As a small business journalist, I've met and interviewed many entrepreneurs but time and time again it's the social entrepreneurs that inspire me the most. So much so, that I'm currently planning my own social enterprise. I've been thinking about it for a while but what convinced me to actually turn my idea into reality was my attendance at Voice 08, the annual conference of the Social Enterprise Coalition in Liverpool earlier this year.

Around 1,000 delegates were at an event which oozed energy. "Nothing can hold us back", proclaimed the coalition's CEO Jonathan Bland as he wound up day one of the conference. "We are here to harness the power of the market to create the social and environmental change our world needs," he continued. An over the top statement from a tree hugging hippy you may think but I beg to differ.

They are not tree huggers, they are not even charities but what they are are businesses. Proper companies who care about making money, who want to make a profit. The difference is the revenue raised doesn't go to faceless shareholders; it benefits society. The UK is currently home to 55,000 social enterprises turning over a collective £27bn and employing 500,000 people. Think they're tree huggers now?

In the past, the call to bring about community and environmental change has been driven by the public demand for ethical products. But now it's businesses which are driving the revolution. Social enterprises aren't new; firms have been doing it successfully for years - The Big Issue, Cafe Direct and Divine Chocolate to name a few. That record looks set to continue. Can 1,000 people at a single conference in Liverpool be wrong?

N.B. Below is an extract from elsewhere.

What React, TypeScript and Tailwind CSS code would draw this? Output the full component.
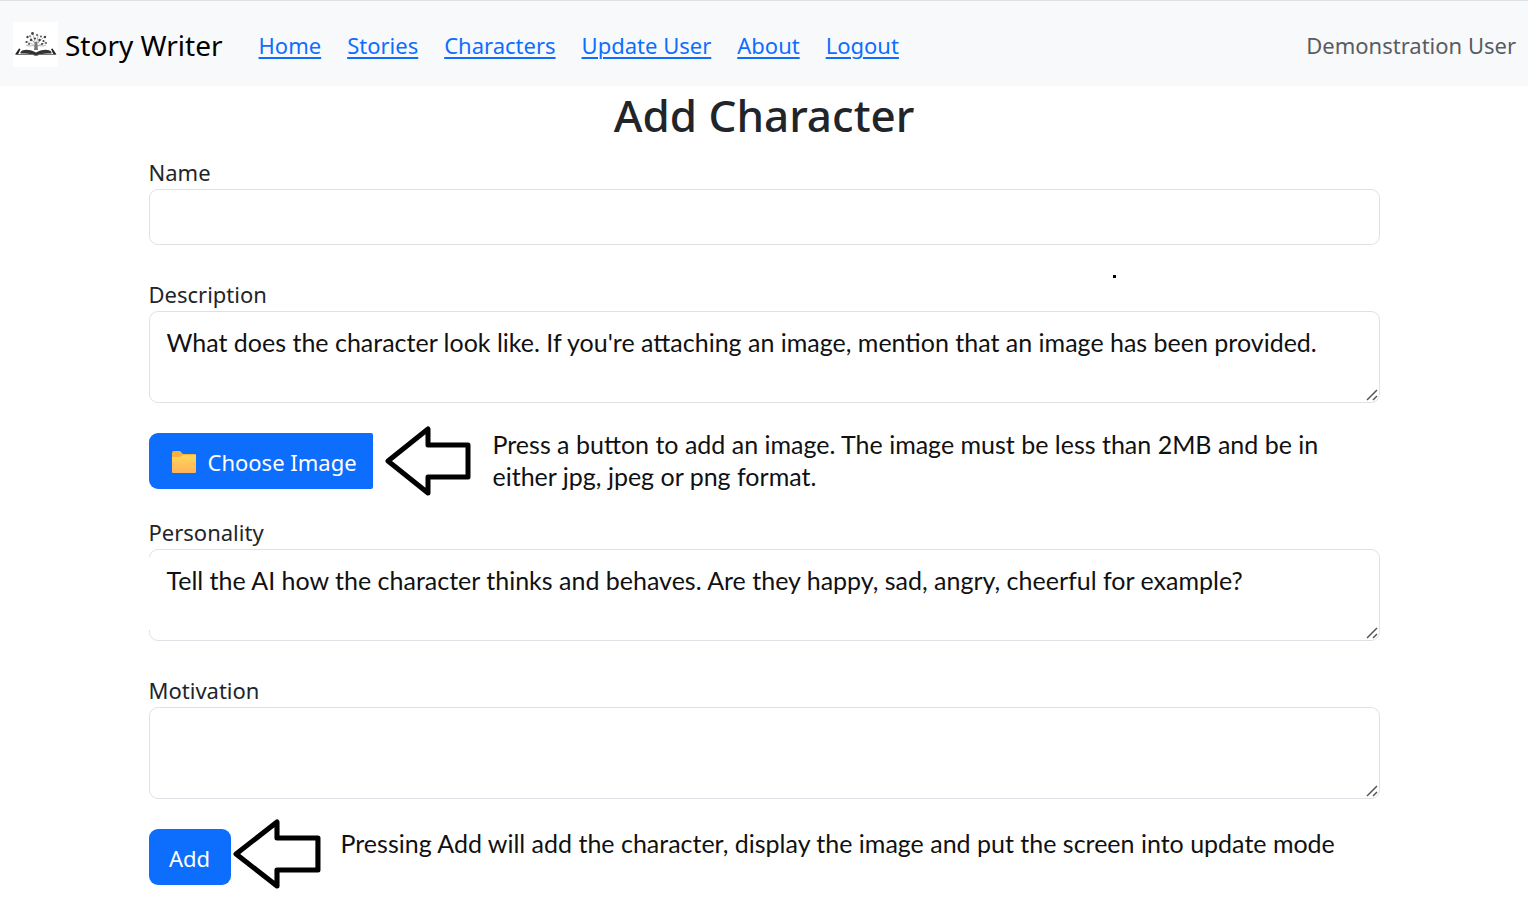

You may accuse me of overstating the situation but I'm happy to argue my point. Social enterprises are reinventing the rules of business and competing in mature markets with corporates that have been playing the game for years. That trend combined with the public's ever increasing desire for ethics and transparency from the companies they deal with, means that far from being the exception, social enterprises are likely to one day become the norm.